Now, let’s delve into the scenario outlined in the Problem 3 section. Now, there will be no instances of triggering the test with the wrong configuration. This mail reader triggers the test execution immediately upon receiving the deployment email. It employs basic machine learning techniques to classify emails, distinguishing between those related to frontend changes and backend changes. Additionally, it adapts the test configuration based on the type of deployment — utilizing different configurations for frontend and backend changes. The mail reader swiftly comprehends the content of the email, selects the appropriate configuration, and initiates the test execution accurately and promptly
Self-Healing
Self-Healing addresses the dynamically changing UI.

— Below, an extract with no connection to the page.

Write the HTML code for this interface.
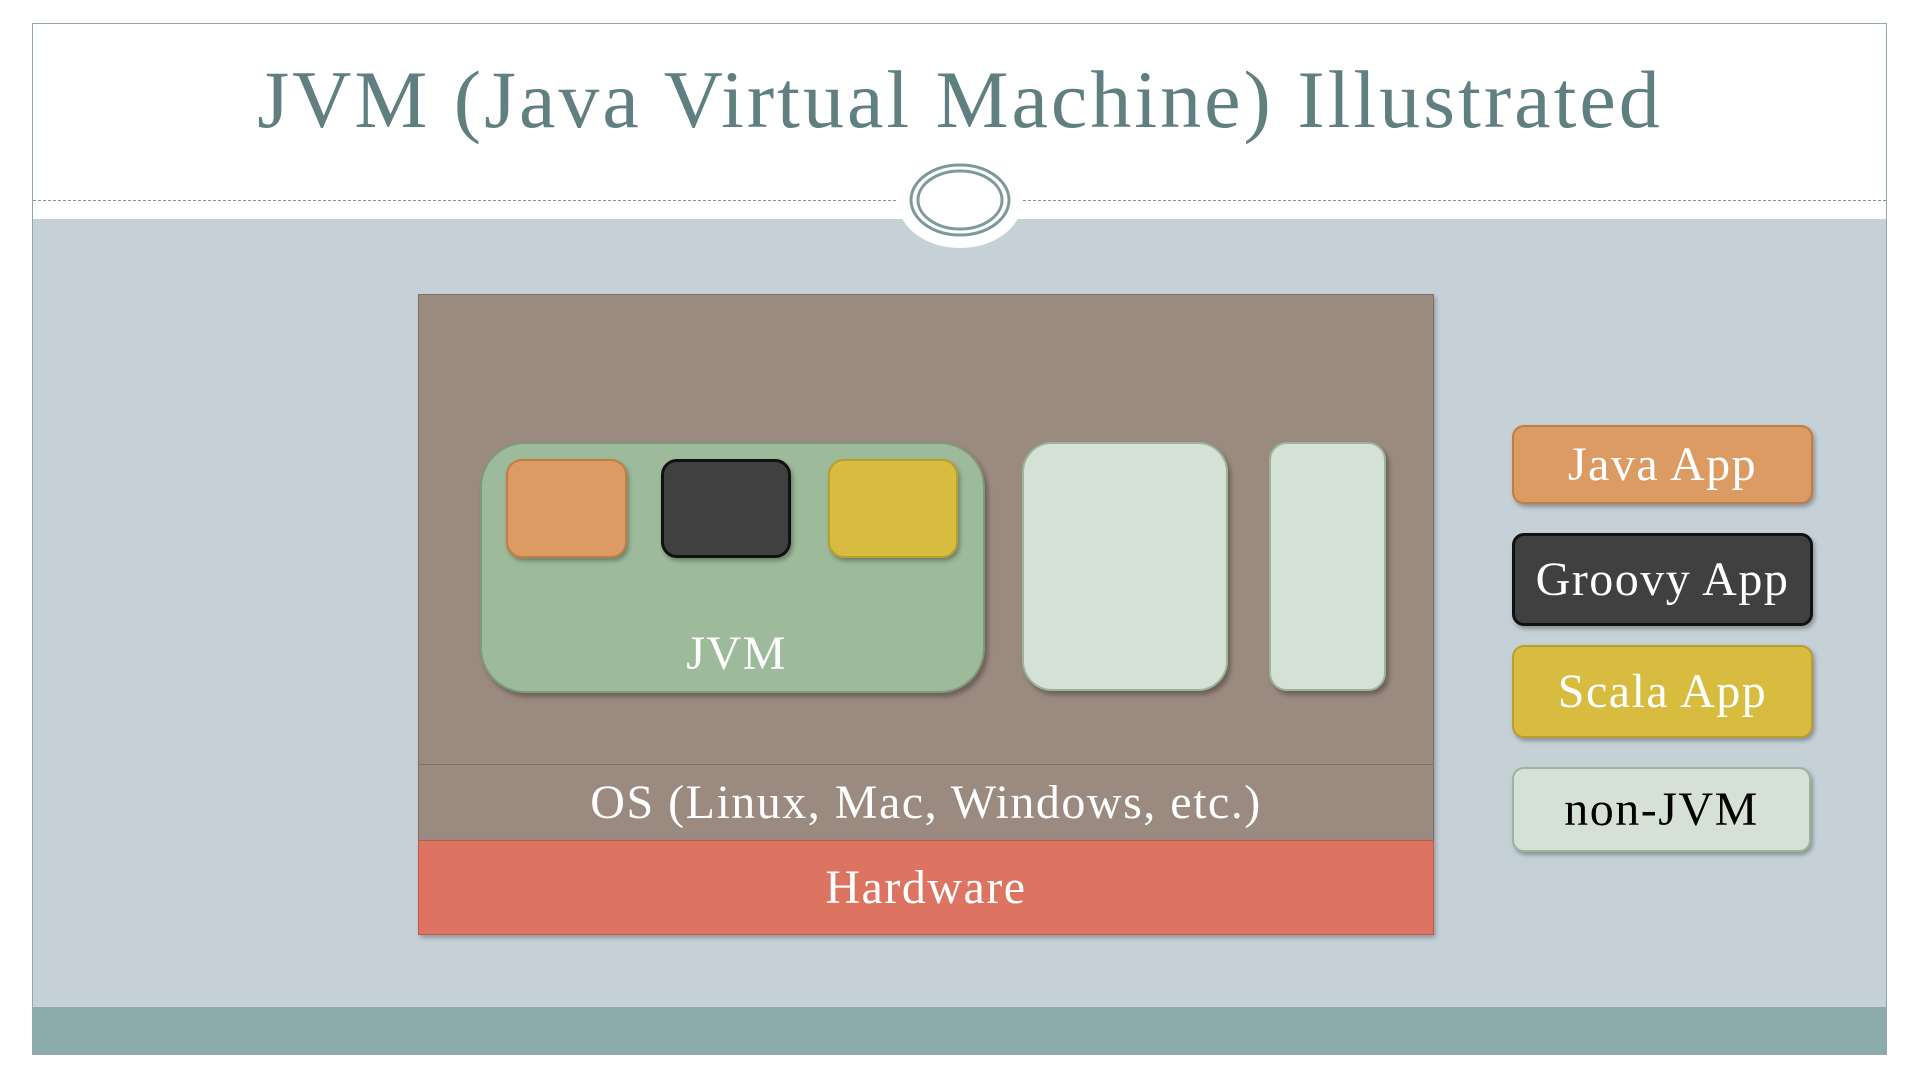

The following video illustrates how self-healing addresses dynamically changing UI elements
Now, let’s reflect on the example of the Login button discussed in the Problem 1 section. If the properties of the login button change and the web element selector in the test script is unable to locate the login button, the self-healing mechanism is triggered. It identifies the new login button and updates the element selector in the test script, allowing the execution to proceed. This self-healing solution can be accomplished within 1 to 2 minutes, as opposed to the 15 minutes required for manual resolution.
Test Result Analyzer
Test Result Analyzer addresses the quick and easy way of analyzing and categorizing test results.
The video below demonstrates how the Test Result Analyzer facilitates rapid analysis
For the example provided in the Problem 2 section, utilizing the Test Result Analyzer streamlines the process. Rather than manually inspecting each test failure for errors, the analyzer compiles a list of unique errors from the test execution and associates them with the respective failed test cases. With the basic version of the test result analyzer, analysis can be completed swiftly in less than 5 minutes, significantly saving time. Additionally, the Advanced version automates the analysis process, completing it within seconds. Further details on the Advanced version are available in the below article.
The following article provides detailed information on each of the solutions
Conclusion
In wrapping up our journey through the twists and turns of automated sanity testing, we’ve learned that quick thinking, adaptability, and good communication are key. From pesky frontend changes to deployment hiccups, we faced it all. But, the star of our story is the autonomous test framework we built. It transformed our testing game, proving that being proactive pays off. This article spills the beans on our challenges and victories, showing how we evolved to a more efficient and reliable testing approach. I hope our journey would help you and give some ideas for your own testing adventures.